L’Office traite toute affaire qui lui est confiée par la justice mais toute enquête est conditionnée à l’existence d’une infraction. Cela implique donc de s’interroger sur l’applicabilité des infractions de prostitution et de traite des êtres humains à l’encontre de l’industrie pornographique. Or, tout le problème est là, en l’absence de définition légale, le seul recours possible étant de s’appuyer sur la jurisprudence.

La commissaire divisionnaire rappelle que dans la prostitution comme dans la pornographie, les femmes donnent souvent leur accord à la commercialisation de leur corps. Ainsi le consentement ne peut permettre de différencier la prostitution de la pornographie. Demeure la question de la définition de la prostitution et de savoir si la pornographie peut être qualifiée comme telle.

Si le législateur définit la prostitution comme pouvant couvrir des cas de pornographie, « le proxénétisme et la traite à vocation sexuelle seront systématiquement caractérisés dans le cadre de productions pornographiques », souligne Elvire Arrighi. Dès lors, un producteur de films pornographiques se verrait poursuivi pour proxénétisme.
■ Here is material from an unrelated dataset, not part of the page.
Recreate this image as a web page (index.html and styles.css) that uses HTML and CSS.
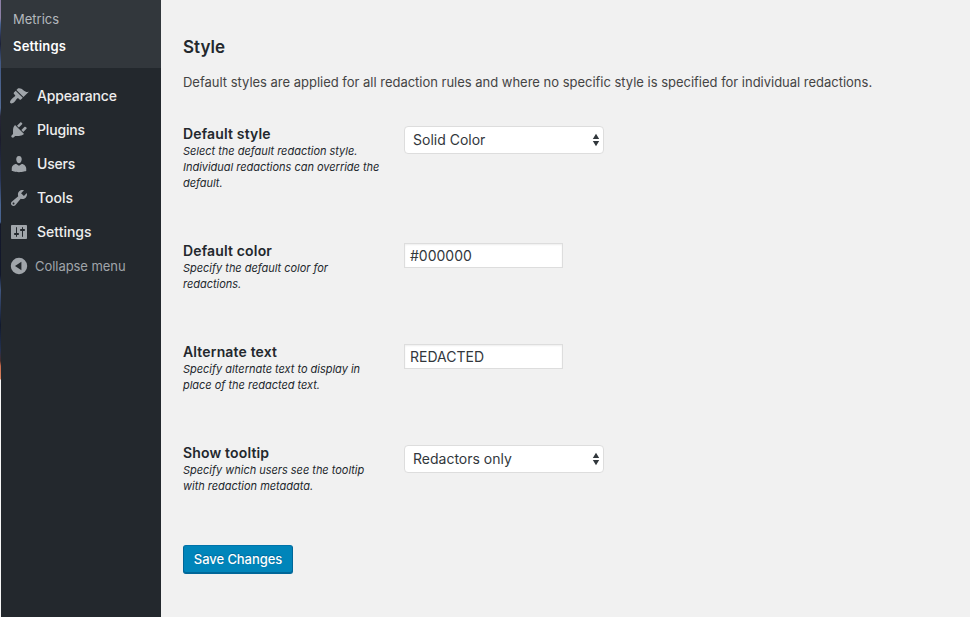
FILE: index.html
```
<!DOCTYPE html>
<html lang="en">
<head>
<meta charset="utf-8">
<title>Settings</title>
<link rel="stylesheet" href="styles.css">
</head>
<body>
<div class="page">
  <div class="edge"></div>
  <nav class="sidebar">
    <div class="submenu">
      <a class="sub">Metrics</a>
      <a class="sub current">Settings</a>
    </div>
    <div class="menu">
      <a class="item"><svg class="icon" viewBox="0 0 20 20"><path d="M14.48 11.06L7.41 3.99l1.5-1.5c.5-.56 2.3-.47 3.51.32 1.21.8 1.43 1.28 2.91 2.1 1.18.64 2.45 1.26 4.45.85zm-.71.71L6.7 4.7 4.93 6.47c-.39.39-.39 1.02 0 1.41l1.06 1.06c.39.39.39 1.03 0 1.42-.6.6-1.43 1.11-2.21 1.69-.35.26-.7.53-1.01.84C1.43 14.23.4 16.08 1.4 17.07c.99 1 2.84-.03 4.18-1.36.31-.31.58-.66.85-1.02.57-.78 1.08-1.61 1.69-2.21.39-.39 1.02-.39 1.41 0l1.06 1.06c.39.39 1.02.39 1.41 0z"/></svg><span class="tight">Appearance</span></a>
      <a class="item"><svg class="icon" viewBox="0 0 20 20"><path d="M13.11 4.36L9.87 7.6 8 5.73l3.24-3.24c.35-.34 1.05-.2 1.56.32.52.51.66 1.21.31 1.55zm-8 1.77l.91-1.12 9.01 9.01-1.19.84c-.71.71-2.63 1.16-3.82 1.16H6.14L4.9 17.26c-.59.59-1.54.59-2.12 0-.59-.58-.59-1.53 0-2.12l1.24-1.24v-3.88c0-1.13.4-3.19 1.09-3.89zm7.26 3.97l3.24-3.24c.34-.35 1.04-.21 1.55.31.52.51.66 1.21.31 1.55l-3.24 3.25z"/></svg><span class="tight">Plugins</span></a>
      <a class="item"><svg class="icon" viewBox="0 0 20 20"><path d="M10 9.25c-2.27 0-2.73-3.44-2.73-3.44C7 4.02 7.82 2 9.97 2c2.16 0 2.98 2.02 2.71 3.81 0 0-.41 3.44-2.68 3.44zm0 2.57L12.72 10c2.39 0 4.52 2.33 4.52 4.53v2.49s-3.65 1.13-7.24 1.13c-3.65 0-7.24-1.13-7.24-1.13v-2.49c0-2.25 1.94-4.48 4.47-4.48z"/></svg><span class="tight">Users</span></a>
      <a class="item"><svg class="icon" viewBox="0 0 20 20"><path d="M16.68 9.77c-1.34 1.34-3.3 1.67-4.95.99l-5.41 6.52c-.99.99-2.59.99-3.58 0s-.99-2.59 0-3.57l6.52-5.42c-.68-1.65-.35-3.61.99-4.95 1.28-1.28 3.12-1.62 4.72-1.06l-2.89 2.89 2.82 2.82 2.86-2.87c.53 1.58.18 3.39-1.08 4.65zM3.81 16.21c.4.39 1.04.39 1.43 0 .4-.4.4-1.04 0-1.43-.39-.4-1.03-.4-1.43 0-.39.39-.39 1.03 0 1.43z"/></svg><span>Tools</span></a>
      <a class="item"><svg class="icon" viewBox="0 0 20 20"><path d="M18 16V4c0-.55-.45-1-1-1H3c-.55 0-1 .45-1 1v12c0 .55.45 1 1 1h14c.55 0 1-.45 1-1zM8 11h1c.55 0 1 .45 1 1s-.45 1-1 1H8v1.5c0 .28-.22.5-.5.5s-.5-.22-.5-.5V13H6c-.55 0-1-.45-1-1s.45-1 1-1h1V5.5c0-.28.22-.5.5-.5s.5.22.5.5V11zm5-2h-1c-.55 0-1-.45-1-1s.45-1 1-1h1V5.5c0-.28.22-.5.5-.5s.5.22.5.5V7h1c.55 0 1 .45 1 1s-.45 1-1 1h-1v5.5c0 .28-.22.5-.5.5s-.5-.22-.5-.5V9z"/></svg><span>Settings</span></a>
      <a class="item collapse"><svg class="icon" viewBox="0 0 20 20"><path fill-rule="evenodd" d="M10 1.8a8.2 8.2 0 1 0 0 16.4a8.2 8.2 0 0 0 0-16.4zM12.4 5.8v8.4L6 10z"/></svg><span>Collapse menu</span></a>
    </div>
  </nav>
  <main class="content">
    <h2 class="title">Style</h2>
    <p class="intro">Default styles are applied for all redaction rules and where no specific style is specified for individual redactions.</p>
    <div class="row row-first">
      <div class="label"><b>Default style</b><i>Select the default redaction style.<br>Individual redactions can override the<br>default.</i></div>
      <div class="select"><span>Solid Color</span><svg class="arrows" viewBox="0 0 8 14"><path d="M4 .8L7.2 6H.8zM4 13.2L.8 8h6.4z"/></svg></div>
    </div>
    <div class="row">
      <div class="label"><b>Default color</b><i>Specify the default color for<br>redactions.</i></div>
      <div class="field">#000000</div>
    </div>
    <div class="row">
      <div class="label"><b>Alternate text</b><i>Specify alternate text to display in<br>place of the redacted text.</i></div>
      <div class="field">REDACTED</div>
    </div>
    <div class="row">
      <div class="label"><b>Show tooltip</b><i>Specify which users see the tooltip<br>with redaction metadata.</i></div>
      <div class="select"><span>Redactors only</span><svg class="arrows" viewBox="0 0 8 14"><path d="M4 .8L7.2 6H.8zM4 13.2L.8 8h6.4z"/></svg></div>
    </div>
    <button class="save">Save Changes</button>
  </main>
</div>
</body>
</html>
```
FILE: styles.css
```
* { box-sizing: border-box; }
body {
  margin: 0;
  background: #f1f1f1;
  color: #23282d;
  font-family: Inter, "Liberation Sans", sans-serif;
}
.page { display: flex; height: 617px; overflow: hidden; }
.edge {
  width: 1px;
  background: linear-gradient(#8c7fa5 0, #8c7fa5 18px, #46618f 24px, #2a3150 36px, #1c2137 44px, #425883 62px, #526a94 108px, #272737 116px, #1b1c2c 140px, #283455 180px, #4a6592 205px, #46618d 222px, #14182b 224px, #11172b 275px, #3f557e 290px, #263453 310px, #11192d 325px, #243252 350px, #482c2b 361px, #c96b4c 366px, #d88561 379px, #f7f7f7 380px);
}
.sidebar { width: 160px; background: #23282d; }
.submenu { height: 68px; background: #32373c; padding: 6px 0 0 12px; }
.sub {
  display: block;
  height: 27px;
  line-height: 27px;
  font-size: 13px;
  color: #b4b9be;
}
.sub.current { color: #fff; font-weight: 600; letter-spacing: .2px; }
.menu { padding-top: 11px; }
.item {
  display: flex;
  align-items: center;
  height: 34px;
  padding-left: 8px;
  gap: 8px;
  font-size: 14px;
  font-weight: 500;
  color: #eee;
}
.item span { padding-bottom: 2px; }
.tight { letter-spacing: -.18px; }
.icon { width: 20px; height: 20px; fill: #a0a5aa; }
.collapse { gap: 6px; font-size: 13px; font-weight: 400; color: #a0a5aa; letter-spacing: -.05px; }
.collapse span { padding-bottom: 0; }
.content { width: 809px; padding: 36px 0 0 22px; }
.title { margin: 0; font-size: 17px; line-height: 22px; font-weight: 600; }
.intro {
  margin: 14px 0 0;
  font-size: 13px;
  line-height: 20px;
  letter-spacing: -.015px;
  color: #444;
  white-space: nowrap;
}
.row { display: flex; height: 101px; }
.row-first { height: 117px; margin-top: 34px; }
.label { width: 221px; white-space: nowrap; }
.label b { display: block; height: 17px; font-size: 14px; line-height: 15px; font-weight: 600; letter-spacing: .16px; }
.label i { display: block; font-size: 11px; line-height: 16px; letter-spacing: -.02px; }
.select, .field {
  display: flex;
  align-items: center;
  border: 1px solid #ddd;
  background: #fff;
  color: #32373c;
  font-size: 14px;
}
.select {
  width: 200px;
  height: 28px;
  justify-content: space-between;
  padding: 0 3px 0 8px;
  border-radius: 4px;
}
.select span { padding-bottom: 2px; }
.field {
  width: 159px;
  height: 25px;
  padding-left: 5px;
  box-shadow: inset 0 1px 2px rgba(0, 0, 0, .07);
}
.arrows { width: 8px; height: 14px; fill: #32373c; }
.save {
  display: block;
  width: 110px;
  height: 29px;
  margin-top: -1px;
  padding: 0 0 1px;
  border: 1px solid #006799;
  border-color: #0073aa #006799 #006799;
  border-radius: 3px;
  background: #0085ba;
  box-shadow: inset 0 -1px 0 #006799;
  color: #fff;
  font: 500 13px Inter, "Liberation Sans", sans-serif;
  letter-spacing: -.07px;
  text-shadow: 0 -1px 1px #006799;
}
```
A ce titre, la directrice de l’OCRTEH rappelle que l’année dernière, dans le cadre d’un rapport sur la prostitution des mineurs remis à Adrien Taquet, secrétaire d’Etat chargé de l’Enfance et des Familles, ses services ont proposé de définir dans le code pénal la prostitution comme une pratique qui « consiste à se prêter contre rémunération, avantage en nature ou la promesse de l’un d’eux, à des relations sexuelles physiques ou virtuelles ». « Pour moi, cette proposition de texte couvre les situations de pornographie », a-t-elle conclu.

« Lien certain » entre pornographie virtuelle et prostitution des mineurs

Le substitut du procureur Simon Benard-Courbon relève quant à lui que la frontière entre pornographie et prostitution est encore plus mince chez les mineurs. Il remarque par ailleurs que la pornographie en ligne a pris de l’ampleur au même moment que la prostitution des mineurs a pris son envol. Premier facteur explicatif, la popularisation du smartphone ces dernières années, permettant aux adolescents d’avoir accès très facilement à des contenus pornographiques. Et première conséquence chez ces jeunes, la banalisation de la notion de consentement voire de l’acte sexuel en lui-même. « Dans les procédures que je traite, l’idée qu’un mineur exploité n’est qu’un objet est vraiment une constante », ajoute Simon Benard-Courbon qui alerte, toute comme sa consœur quelques minutes plus tôt, sur l’importance de la sensibilisation des jeunes à l’école.